**EXERCISE PROMPT:** Return the material exactly, first line through the line containing "import React from", and nothing more. Pictures stay out.

::: DATA LINES

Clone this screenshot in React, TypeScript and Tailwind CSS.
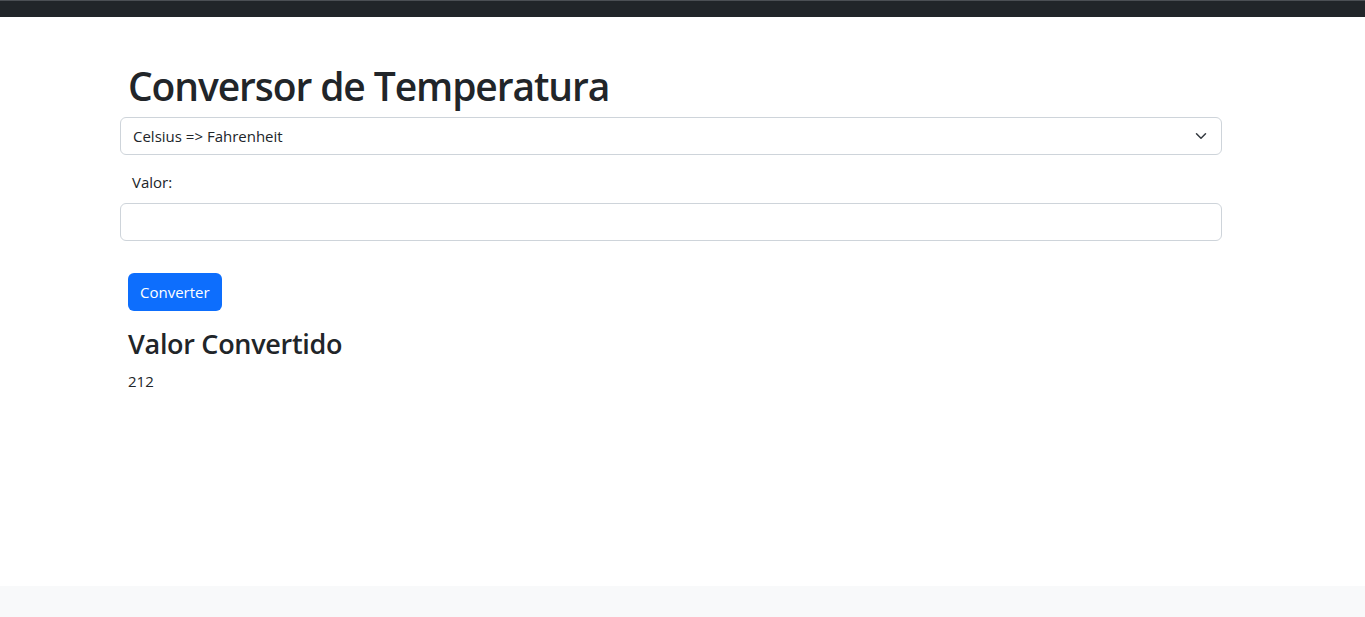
import React from "react";

export default function App() {
  return (
    <div className="min-h-[617px] flex flex-col bg-white text-[#212529]" style={{ fontFamily: '"Open Sans", "Noto Sans", sans-serif' }}>
      <div className="h-[17px] bg-[#212529] border-t border-[#4b4f54]" />
      <main className="flex-1">
        <div className="ml-[120px] w-[1102px] pt-[45px]">
          <h1 className="pl-[8px] text-[39px] leading-[48px] font-semibold tracking-[-1.1px] mb-[7px]">Conversor de Temperatura</h1>
          <div className="relative h-[38px] border border-[#ced4da] rounded-[6px] flex items-center pl-[12px] text-[15px]">
            <span>Celsius =&gt; Fahrenheit</span>
            <svg className="absolute right-[14px] top-[12px]" width="12" height="12" viewBox="0 0 16 16" fill="none">
              <path d="M2 5l6 6 6-6" stroke="#343a40" strokeWidth="2" strokeLinecap="round" strokeLinejoin="round" />
            </svg>
          </div>
          <div className="pl-[12px] pt-[15px] pb-[9px] text-[15px] leading-[24px]">Valor:</div>
          <div className="h-[38px] border border-[#ced4da] rounded-[6px]" />
          <div className="pl-[8px] pt-[32px]">
            <button className="h-[38px] px-[12px] bg-[#0d6efd] text-white text-[15px] rounded-[6px]">Converter</button>
            <h3 className="text-[27px] leading-[34px] font-semibold tracking-[-0.3px] mt-[16px] mb-[8px]">Valor Convertido</h3>
            <p className="text-[15px] leading-[24px]">212</p>
          </div>
        </div>
      </main>
      <footer className="h-[31px] bg-[#f8f9fa]" />
    </div>
  );
}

::::::

**TASK SOLUTION:**
Clone this screenshot in React, TypeScript and Tailwind CSS.
import React from "react";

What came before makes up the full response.